- **STATED GOAL**:
Copy each line that contains the word "using".

- **EXERCISE DATA**:
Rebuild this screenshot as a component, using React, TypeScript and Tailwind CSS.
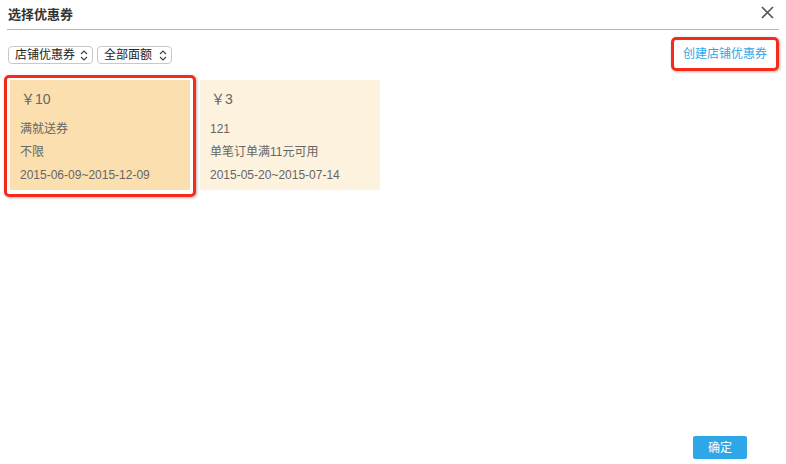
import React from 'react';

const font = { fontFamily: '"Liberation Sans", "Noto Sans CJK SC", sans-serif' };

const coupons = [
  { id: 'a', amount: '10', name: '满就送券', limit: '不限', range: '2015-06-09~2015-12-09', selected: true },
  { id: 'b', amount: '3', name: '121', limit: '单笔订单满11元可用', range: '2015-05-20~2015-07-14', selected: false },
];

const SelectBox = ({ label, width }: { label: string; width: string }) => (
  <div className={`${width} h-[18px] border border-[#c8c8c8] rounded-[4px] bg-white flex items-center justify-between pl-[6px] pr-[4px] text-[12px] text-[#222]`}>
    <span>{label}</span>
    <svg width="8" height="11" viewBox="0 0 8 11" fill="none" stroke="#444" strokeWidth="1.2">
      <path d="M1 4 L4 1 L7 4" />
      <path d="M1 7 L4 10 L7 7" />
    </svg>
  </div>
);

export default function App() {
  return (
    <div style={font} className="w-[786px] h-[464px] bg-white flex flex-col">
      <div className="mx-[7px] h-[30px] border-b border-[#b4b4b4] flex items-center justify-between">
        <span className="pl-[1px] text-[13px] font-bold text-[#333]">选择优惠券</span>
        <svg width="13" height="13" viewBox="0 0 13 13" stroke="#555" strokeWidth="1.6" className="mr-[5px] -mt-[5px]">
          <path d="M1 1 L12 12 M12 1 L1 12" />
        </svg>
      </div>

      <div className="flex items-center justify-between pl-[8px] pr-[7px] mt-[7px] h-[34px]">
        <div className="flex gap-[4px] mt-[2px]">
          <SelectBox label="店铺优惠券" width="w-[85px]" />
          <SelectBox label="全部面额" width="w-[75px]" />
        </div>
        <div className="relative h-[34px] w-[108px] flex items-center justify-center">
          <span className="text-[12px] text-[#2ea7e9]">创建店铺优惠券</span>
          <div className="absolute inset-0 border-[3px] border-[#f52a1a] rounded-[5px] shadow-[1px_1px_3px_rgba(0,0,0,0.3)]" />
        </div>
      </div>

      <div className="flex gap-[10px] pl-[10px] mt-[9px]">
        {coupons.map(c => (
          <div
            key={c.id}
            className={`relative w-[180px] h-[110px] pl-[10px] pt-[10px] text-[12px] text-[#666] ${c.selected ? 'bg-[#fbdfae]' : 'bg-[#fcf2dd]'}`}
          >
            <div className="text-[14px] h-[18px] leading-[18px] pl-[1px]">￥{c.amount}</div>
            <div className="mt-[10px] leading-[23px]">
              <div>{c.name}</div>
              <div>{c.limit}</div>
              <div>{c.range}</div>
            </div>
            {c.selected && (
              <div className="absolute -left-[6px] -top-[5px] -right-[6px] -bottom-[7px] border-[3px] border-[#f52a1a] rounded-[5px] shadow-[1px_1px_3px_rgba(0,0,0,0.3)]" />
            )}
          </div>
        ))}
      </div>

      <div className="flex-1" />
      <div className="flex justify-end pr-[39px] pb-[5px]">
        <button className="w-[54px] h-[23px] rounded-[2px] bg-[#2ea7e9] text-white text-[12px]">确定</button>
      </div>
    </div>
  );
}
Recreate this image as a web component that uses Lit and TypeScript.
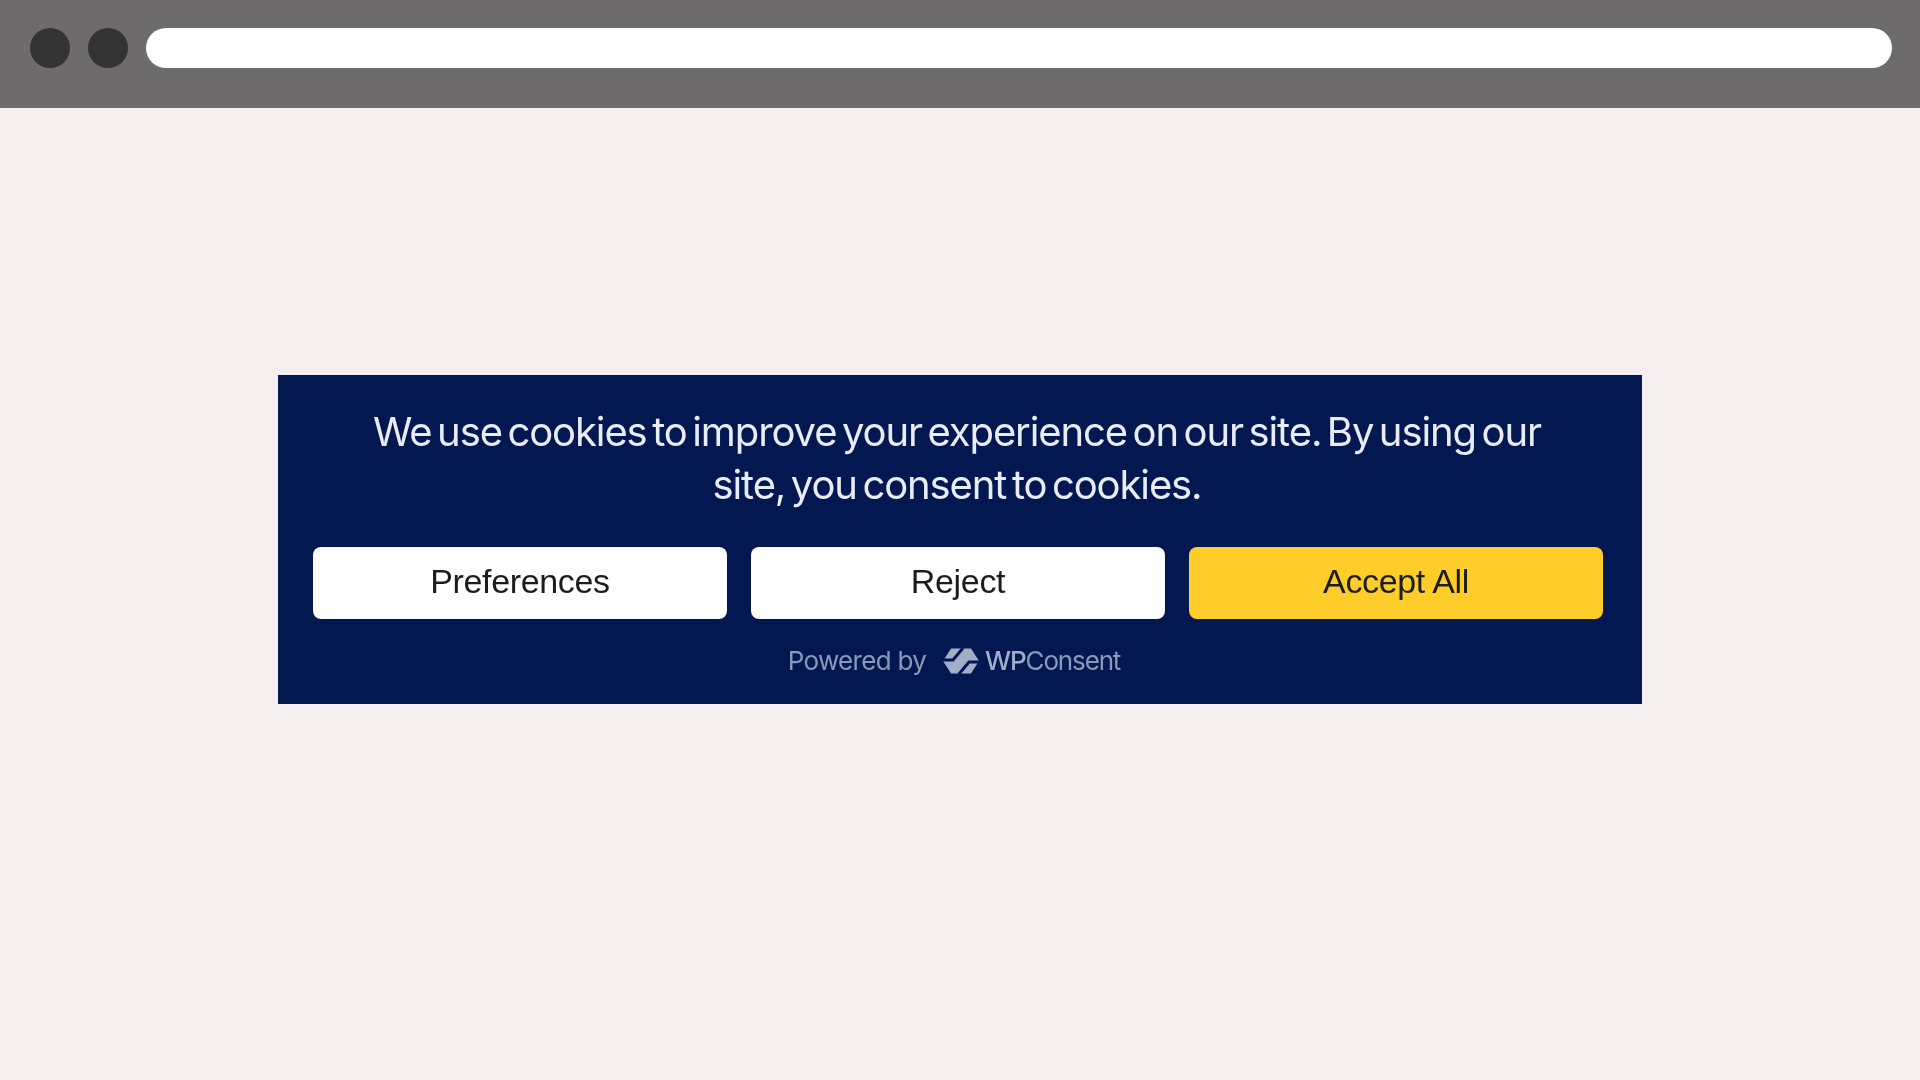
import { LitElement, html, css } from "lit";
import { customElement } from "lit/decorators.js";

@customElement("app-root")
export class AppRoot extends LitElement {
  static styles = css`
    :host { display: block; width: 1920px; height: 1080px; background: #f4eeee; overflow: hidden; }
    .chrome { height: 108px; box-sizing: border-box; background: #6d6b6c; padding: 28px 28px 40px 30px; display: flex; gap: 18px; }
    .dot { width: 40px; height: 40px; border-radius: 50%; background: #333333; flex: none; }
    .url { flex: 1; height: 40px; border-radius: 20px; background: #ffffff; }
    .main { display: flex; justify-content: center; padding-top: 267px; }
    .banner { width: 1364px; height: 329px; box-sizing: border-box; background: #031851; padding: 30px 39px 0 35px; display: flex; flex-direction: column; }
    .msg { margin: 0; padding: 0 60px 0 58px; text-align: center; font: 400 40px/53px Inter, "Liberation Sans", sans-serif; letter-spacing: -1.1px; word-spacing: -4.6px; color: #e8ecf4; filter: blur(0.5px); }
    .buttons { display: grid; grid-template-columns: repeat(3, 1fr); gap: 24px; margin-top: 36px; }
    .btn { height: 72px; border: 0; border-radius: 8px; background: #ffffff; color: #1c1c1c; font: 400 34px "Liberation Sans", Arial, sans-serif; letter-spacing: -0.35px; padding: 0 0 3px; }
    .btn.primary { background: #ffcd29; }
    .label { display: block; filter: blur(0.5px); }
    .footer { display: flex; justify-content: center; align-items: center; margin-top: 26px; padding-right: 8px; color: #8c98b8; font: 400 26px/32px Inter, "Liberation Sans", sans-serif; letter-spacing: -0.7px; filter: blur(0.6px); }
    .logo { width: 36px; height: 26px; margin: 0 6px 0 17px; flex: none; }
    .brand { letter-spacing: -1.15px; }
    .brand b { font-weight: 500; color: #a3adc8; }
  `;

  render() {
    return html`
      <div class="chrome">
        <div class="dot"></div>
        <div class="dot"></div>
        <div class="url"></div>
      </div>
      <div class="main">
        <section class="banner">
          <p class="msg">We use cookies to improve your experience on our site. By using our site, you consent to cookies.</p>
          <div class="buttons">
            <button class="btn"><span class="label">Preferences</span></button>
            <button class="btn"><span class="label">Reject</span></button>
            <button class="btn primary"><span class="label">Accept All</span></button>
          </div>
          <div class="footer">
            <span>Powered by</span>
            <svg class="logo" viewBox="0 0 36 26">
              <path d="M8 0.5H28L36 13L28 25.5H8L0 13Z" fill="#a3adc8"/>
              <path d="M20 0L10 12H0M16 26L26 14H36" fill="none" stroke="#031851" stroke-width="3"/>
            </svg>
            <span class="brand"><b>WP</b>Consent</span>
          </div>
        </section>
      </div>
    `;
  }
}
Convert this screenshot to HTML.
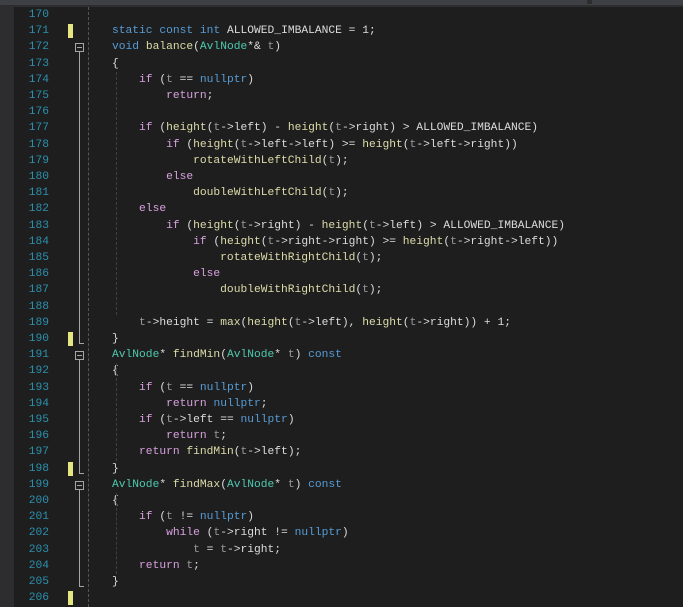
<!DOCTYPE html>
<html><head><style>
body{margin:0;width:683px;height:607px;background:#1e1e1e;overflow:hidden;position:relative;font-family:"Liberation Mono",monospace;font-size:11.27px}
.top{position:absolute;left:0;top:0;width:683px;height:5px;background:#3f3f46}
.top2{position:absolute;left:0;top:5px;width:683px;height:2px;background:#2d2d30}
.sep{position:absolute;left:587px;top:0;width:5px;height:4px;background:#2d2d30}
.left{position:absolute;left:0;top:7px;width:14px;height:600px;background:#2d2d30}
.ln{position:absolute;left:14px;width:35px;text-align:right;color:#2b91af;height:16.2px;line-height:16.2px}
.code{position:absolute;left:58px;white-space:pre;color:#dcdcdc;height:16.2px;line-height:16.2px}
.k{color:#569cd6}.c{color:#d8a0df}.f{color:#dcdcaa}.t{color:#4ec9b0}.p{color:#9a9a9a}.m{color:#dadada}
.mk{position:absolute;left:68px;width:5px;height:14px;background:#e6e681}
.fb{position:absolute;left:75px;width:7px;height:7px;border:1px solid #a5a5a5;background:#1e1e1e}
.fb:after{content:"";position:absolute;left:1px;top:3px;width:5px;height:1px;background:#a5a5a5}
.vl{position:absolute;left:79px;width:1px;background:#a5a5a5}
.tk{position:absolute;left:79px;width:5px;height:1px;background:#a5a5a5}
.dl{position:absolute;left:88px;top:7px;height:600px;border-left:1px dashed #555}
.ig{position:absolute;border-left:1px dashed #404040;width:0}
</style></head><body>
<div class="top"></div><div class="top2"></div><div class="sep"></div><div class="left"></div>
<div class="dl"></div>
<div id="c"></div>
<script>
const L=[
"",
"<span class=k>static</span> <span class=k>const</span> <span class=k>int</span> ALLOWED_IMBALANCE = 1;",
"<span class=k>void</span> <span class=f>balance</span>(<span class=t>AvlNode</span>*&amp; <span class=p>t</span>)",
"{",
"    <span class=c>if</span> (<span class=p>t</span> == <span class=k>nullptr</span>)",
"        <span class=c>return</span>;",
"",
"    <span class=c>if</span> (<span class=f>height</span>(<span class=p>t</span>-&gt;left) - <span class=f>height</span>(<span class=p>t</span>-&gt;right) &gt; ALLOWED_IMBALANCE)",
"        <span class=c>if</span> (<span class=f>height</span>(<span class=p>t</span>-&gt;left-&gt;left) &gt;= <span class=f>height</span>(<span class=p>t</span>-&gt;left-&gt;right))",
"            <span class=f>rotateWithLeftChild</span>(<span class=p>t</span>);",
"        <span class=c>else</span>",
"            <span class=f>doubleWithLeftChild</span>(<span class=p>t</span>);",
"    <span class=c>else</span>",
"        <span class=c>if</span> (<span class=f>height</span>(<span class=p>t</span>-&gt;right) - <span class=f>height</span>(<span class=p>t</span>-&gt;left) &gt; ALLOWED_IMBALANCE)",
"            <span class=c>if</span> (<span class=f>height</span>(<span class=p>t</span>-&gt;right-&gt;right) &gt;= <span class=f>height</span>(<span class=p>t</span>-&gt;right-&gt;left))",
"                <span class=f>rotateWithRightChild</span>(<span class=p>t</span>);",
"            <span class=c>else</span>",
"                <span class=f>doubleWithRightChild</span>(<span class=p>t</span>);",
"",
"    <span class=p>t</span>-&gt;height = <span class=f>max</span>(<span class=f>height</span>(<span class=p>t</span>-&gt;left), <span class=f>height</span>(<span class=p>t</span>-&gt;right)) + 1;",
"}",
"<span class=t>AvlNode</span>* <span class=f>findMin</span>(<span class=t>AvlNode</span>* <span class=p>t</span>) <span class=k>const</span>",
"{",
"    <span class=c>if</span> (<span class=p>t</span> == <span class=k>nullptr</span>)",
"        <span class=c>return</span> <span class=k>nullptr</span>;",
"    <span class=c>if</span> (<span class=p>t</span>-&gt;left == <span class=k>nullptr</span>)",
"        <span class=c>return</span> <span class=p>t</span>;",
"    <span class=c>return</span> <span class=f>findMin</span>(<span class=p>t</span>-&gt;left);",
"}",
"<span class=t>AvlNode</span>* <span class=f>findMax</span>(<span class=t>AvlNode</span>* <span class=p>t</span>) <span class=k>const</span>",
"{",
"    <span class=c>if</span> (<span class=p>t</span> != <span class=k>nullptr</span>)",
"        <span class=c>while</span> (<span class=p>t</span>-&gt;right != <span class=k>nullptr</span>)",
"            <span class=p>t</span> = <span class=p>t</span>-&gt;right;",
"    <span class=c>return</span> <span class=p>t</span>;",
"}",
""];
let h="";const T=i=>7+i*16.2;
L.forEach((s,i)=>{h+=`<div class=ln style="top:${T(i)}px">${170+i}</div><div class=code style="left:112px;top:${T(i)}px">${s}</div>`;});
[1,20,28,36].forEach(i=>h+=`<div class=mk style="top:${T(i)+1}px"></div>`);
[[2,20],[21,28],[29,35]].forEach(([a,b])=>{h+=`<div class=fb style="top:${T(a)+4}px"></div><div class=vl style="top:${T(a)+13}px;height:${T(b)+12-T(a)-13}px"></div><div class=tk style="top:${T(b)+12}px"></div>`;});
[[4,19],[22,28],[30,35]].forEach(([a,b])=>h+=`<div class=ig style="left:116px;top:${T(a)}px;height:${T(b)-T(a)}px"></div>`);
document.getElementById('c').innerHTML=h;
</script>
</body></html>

- **ANSWER TO THE EXERCISE**:
Rebuild this screenshot as a component, using React, TypeScript and Tailwind CSS.
          <p class="msg">We use cookies to improve your experience on our site. By using our site, you consent to cookies.</p>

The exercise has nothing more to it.